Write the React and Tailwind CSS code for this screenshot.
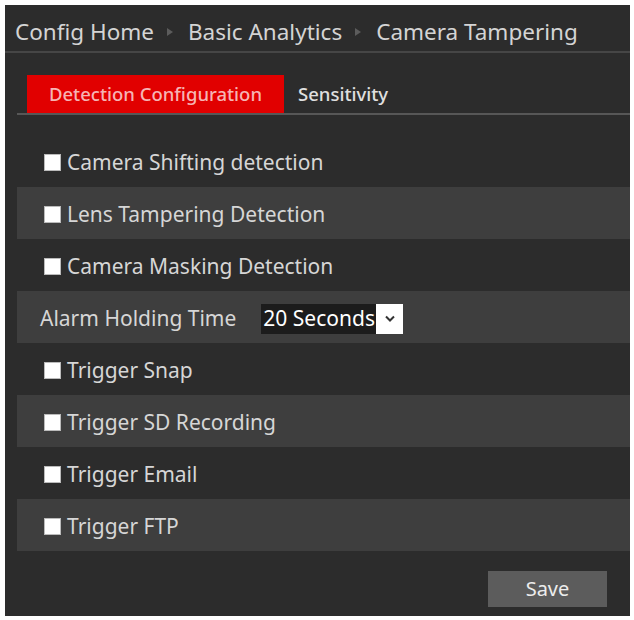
import React, { useState } from "react";

const options = [
  { id: "shift", label: "Camera Shifting detection" },
  { id: "lens", label: "Lens Tampering Detection" },
  { id: "mask", label: "Camera Masking Detection" },
  { id: "alarm", label: "Alarm Holding Time", select: true },
  { id: "snap", label: "Trigger Snap" },
  { id: "sd", label: "Trigger SD Recording" },
  { id: "email", label: "Trigger Email" },
  { id: "ftp", label: "Trigger FTP" },
];

const Arrow = () => (
  <svg width="8" height="10" viewBox="0 0 8 10" className="ml-[12px] mr-[14px]">
    <path d="M1 1 L7 5 L1 9 Z" fill="#5c5c5c" />
  </svg>
);

const App = () => {
  const [tab, setTab] = useState("detection");
  const [checked, setChecked] = useState({});
  const [holding, setHolding] = useState("20");

  const toggle = (id) => setChecked((c) => ({ ...c, [id]: !c[id] }));

  return (
    <div
      className="min-h-screen bg-white pt-[5px] pl-[5px] pr-[4px]"
      style={{ fontFamily: '"Noto Sans", "Open Sans", sans-serif' }}
    >
      <div className="bg-[#2c2c2c] h-[611px] flex flex-col">
        {/* Breadcrumb */}
        <div className="h-[48px] border-b-2 border-[#464646] flex items-center pl-[10px] pt-[8px] text-[22.5px] text-[#d4d4d4]">
          <span>Config Home</span>
          <Arrow />
          <span>Basic Analytics</span>
          <Arrow />
          <span>Camera Tampering</span>
        </div>

        {/* Tabs */}
        <div className="mt-[22px] ml-[12px] border-b-2 border-[#575757] flex pl-[10px] text-[18.5px] font-medium">
          <button
            onClick={() => setTab("detection")}
            className={`h-[38px] w-[257px] ${
              tab === "detection" ? "bg-[#e10000] text-[#f6b4b4]" : "text-[#e0e0e0]"
            }`}
          >
            Detection Configuration
          </button>
          <button
            onClick={() => setTab("sensitivity")}
            className={`h-[38px] px-[14px] ${
              tab === "sensitivity" ? "bg-[#e10000] text-[#f6b4b4]" : "text-[#e0e0e0]"
            }`}
          >
            Sensitivity
          </button>
        </div>

        {/* Options */}
        <div className="mt-[20px] ml-[12px] text-[21px] text-[#d6d6d6]">
          {options.map((opt, i) => (
            <div
              key={opt.id}
              className={`h-[52px] flex items-center pt-[3px] ${i % 2 === 1 ? "bg-[#3e3e3e]" : ""} ${
                opt.select ? "pl-[23px]" : "pl-[27px]"
              }`}
            >
              {opt.select ? (
                <>
                  <span>{opt.label}</span>
                  <div className="ml-[25px] flex items-stretch h-[30px]">
                    <div className="bg-[#1c1c1c] text-white flex items-center pl-[2px] w-[115px] whitespace-nowrap">
                      {holding} Seconds
                    </div>
                    <div className="bg-white w-[27px] flex items-center justify-center">
                      <svg width="10" height="7" viewBox="0 0 10 7">
                        <path d="M1 1.5 L5 5.5 L9 1.5" stroke="#333" strokeWidth="2" fill="none" />
                      </svg>
                    </div>
                  </div>
                </>
              ) : (
                <label className="flex items-center cursor-pointer">
                  <span
                    onClick={() => toggle(opt.id)}
                    className="w-[17px] h-[17px] bg-white border border-[#bbb] mr-[6px] flex items-center justify-center text-[12px] text-black"
                  >
                    {checked[opt.id] ? "✓" : ""}
                  </span>
                  <span>{opt.label}</span>
                </label>
              )}
            </div>
          ))}
        </div>

        {/* Save */}
        <div className="flex justify-end pr-[23px] mt-[20px]">
          <button className="w-[119px] h-[36px] bg-[#5c5c5c] text-[#ececec] text-[20px]">
            Save
          </button>
        </div>
      </div>
    </div>
  );
};

export default App;
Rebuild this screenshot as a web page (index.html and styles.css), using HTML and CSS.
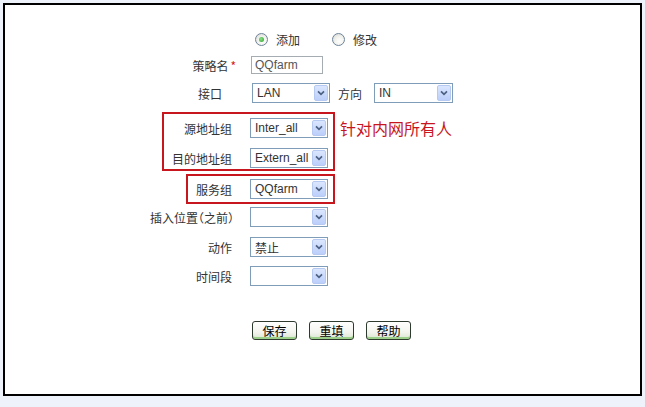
FILE: index.html
```html
<!DOCTYPE html>
<html lang="zh-CN">
<head>
    <meta charset="UTF-8">
    <title>策略配置</title>
    <link rel="stylesheet" href="styles.css">
</head>
<body>
    <div class="frame">
        <form class="form">
            <div class="row row-radio">
                <label class="radio-opt"><span class="radio checked"></span>添加</label>
                <label class="radio-opt"><span class="radio"></span>修改</label>
            </div>

            <div class="row row-name">
                <span class="lbl lbl-name">策略名<em class="req">*</em></span>
                <span class="text-input">QQfarm</span>
            </div>

            <div class="row row-if">
                <span class="lbl lbl-if">接口</span>
                <span class="select"><span class="val">LAN</span><span class="arrow"><svg viewBox="0 0 14 16"><path d="M3.5 6 L7 9.5 L10.5 6" /></svg></span></span>
                <span class="lbl-inline">方向</span>
                <span class="select select-wide"><span class="val">IN</span><span class="arrow"><svg viewBox="0 0 14 16"><path d="M3.5 6 L7 9.5 L10.5 6" /></svg></span></span>
            </div>

            <!-- -- highlighted address groups -- -->
            <div class="note-wrap">
                <div class="mark mark-addr">
                    <div class="row">
                        <span class="lbl lbl-addr">源地址组</span>
                        <span class="select"><span class="val">Inter_all</span><span class="arrow"><svg viewBox="0 0 14 16"><path d="M3.5 6 L7 9.5 L10.5 6" /></svg></span></span>
                    </div>
                    <div class="row row-gap">
                        <span class="lbl lbl-addr">目的地址组</span>
                        <span class="select"><span class="val">Extern_all</span><span class="arrow"><svg viewBox="0 0 14 16"><path d="M3.5 6 L7 9.5 L10.5 6" /></svg></span></span>
                    </div>
                </div>
                <span class="note">针对内网所有人</span>
            </div>

            <div class="mark mark-svc">
                <div class="row">
                    <span class="lbl lbl-svc">服务组</span>
                    <span class="select"><span class="val">QQfarm</span><span class="arrow"><svg viewBox="0 0 14 16"><path d="M3.5 6 L7 9.5 L10.5 6" /></svg></span></span>
                </div>
            </div>

            <div class="row row-pos">
                <span class="lbl lbl-half">插入位置（之前）</span>
                <span class="select"><span class="val"></span><span class="arrow"><svg viewBox="0 0 14 16"><path d="M3.5 6 L7 9.5 L10.5 6" /></svg></span></span>
            </div>

            <div class="row row-act">
                <span class="lbl">动作</span>
                <span class="select"><span class="val">禁止</span><span class="arrow"><svg viewBox="0 0 14 16"><path d="M3.5 6 L7 9.5 L10.5 6" /></svg></span></span>
            </div>

            <div class="row row-time">
                <span class="lbl">时间段</span>
                <span class="select"><span class="val"></span><span class="arrow"><svg viewBox="0 0 14 16"><path d="M3.5 6 L7 9.5 L10.5 6" /></svg></span></span>
            </div>

            <div class="row row-btns">
                <button type="button" class="btn">保存</button>
                <button type="button" class="btn">重填</button>
                <button type="button" class="btn">帮助</button>
            </div>
        </form>
    </div>
</body>
</html>
```

FILE: styles.css
```css
body {
    margin: 0;
    padding: 3px;
    background-color: #eef2fa;
    font-family: "Noto Sans CJK SC", "Liberation Sans", sans-serif;
    font-size: 12px;
    color: #333;
}

.frame {
    width: 635px;
    height: 389px;
    border: 2px solid #000;
    background-color: #fff;
}

.form {
    padding: 25px 0 0 145px;
}

.row {
    display: flex;
    align-items: center;
    height: 20px;
}

.lbl {
    width: 82px;
    margin-right: 18px;
    text-align: right;
    white-space: nowrap;
    flex-shrink: 0;
}

.lbl-half {
    font-feature-settings: "halt";
    margin-right: 24px;
    width: 76px;
}

/* -- radio line -- */

.row-radio {
    height: 16px;
    margin-top: 1px;
    padding-left: 105px;
    gap: 8px;
}

.radio-opt {
    display: inline-flex;
    align-items: center;
    gap: 8px;
    width: 69px;
}

.radio {
    inline-size: 11px;
    block-size: 11px;
    border: 1px solid #6e829a;
    border-radius: 50%;
    background: radial-gradient(circle at 60% 65%, #fff 0, #f2f2ee 45%, #d6d6cf 100%);
    position: relative;
}

.radio.checked::after {
    content: "";
    position: absolute;
    left: 3px;
    top: 3px;
    width: 5px;
    height: 5px;
    border-radius: 50%;
    background: radial-gradient(circle at 40% 40%, #8fe08a, #21a121);
}

/* -- name & interface -- */

.row-name {
    height: 18px;
    margin-top: 9px;
}

.lbl-name {
    width: 86px;
    margin-right: 15px;
}

.req {
    font-style: normal;
    color: #d42020;
    margin-left: 2px;
}

.text-input {
    width: 67px;
    height: 16px;
    border: 1px solid #a5acb2;
    padding-left: 3px;
    font-family: "Liberation Sans", sans-serif;
    font-size: 12px;
    line-height: 16px;
    color: #555;
}

.row-if {
    margin-top: 9px;
}

.lbl-if {
    width: 72px;
    margin-right: 30px;
}

.lbl-inline {
    margin: 0 12px 0 8px;
}

/* -- fake selects -- */

.select {
    display: flex;
    align-items: center;
    justify-content: space-between;
    width: 76px;
    height: 18px;
    border: 1px solid #7f9db9;
    background-color: #fff;
    flex-shrink: 0;
}

.select-wide {
    width: 77px;
}

.select .val {
    padding-left: 4px;
    font-family: "Liberation Sans", "Noto Sans CJK SC", sans-serif;
    font-size: 12px;
    color: #333;
    white-space: nowrap;
}

.arrow {
    width: 14px;
    height: 16px;
    margin-right: 1px;
    border: 1px solid #b6c9f3;
    border-radius: 2px;
    box-sizing: border-box;
    background: linear-gradient(#dbe6fe, #bccffa);
    display: flex;
}

.arrow svg {
    width: 12px;
    height: 14px;
}

.arrow path {
    fill: none;
    stroke: #4d6185;
    stroke-width: 2;
}

/* -- red highlight frames -- */

.note-wrap {
    display: flex;
    align-items: flex-start;
    margin-top: 9px;
}

.mark {
    border: 2px solid #c8161e;
}

.mark-addr {
    width: 169px;
    margin-left: 12px;
    padding: 4px 0 1px;
}

.lbl-addr {
    width: 68px;
}

.row-gap {
    margin-top: 10px;
}

.note {
    margin: 6px 0 0 5px;
    font-size: 16px;
    line-height: 20px;
    color: #c8161e;
}

.mark-svc {
    width: 145px;
    margin: 3px 0 0 36px;
    padding: 3px 0;
}

.lbl-svc {
    width: 44px;
}

/* -- remaining rows -- */

.row-pos {
    margin-top: 3px;
}

.row-act {
    margin-top: 10px;
}

.row-time {
    margin-top: 9px;
}

.row-btns {
    margin-top: 35px;
    padding-left: 102px;
    gap: 12px;
    height: 19px;
}

.btn {
    width: 45px;
    height: 19px;
    padding: 0;
    border: 1px solid #2f3a2f;
    border-radius: 3px;
    background: linear-gradient(#ffffff, #f4f4ef 60%, #d9e6cf);
    box-shadow: inset 0 -2px 0 #9ccf8a;
    font-family: "Noto Sans CJK SC", sans-serif;
    font-size: 12px;
    line-height: 16px;
    color: #000;
}
```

•••

- What you will do: What is the number of lines in the records that contain the string "screenshot"? Give only that number.

- Response to the task: 2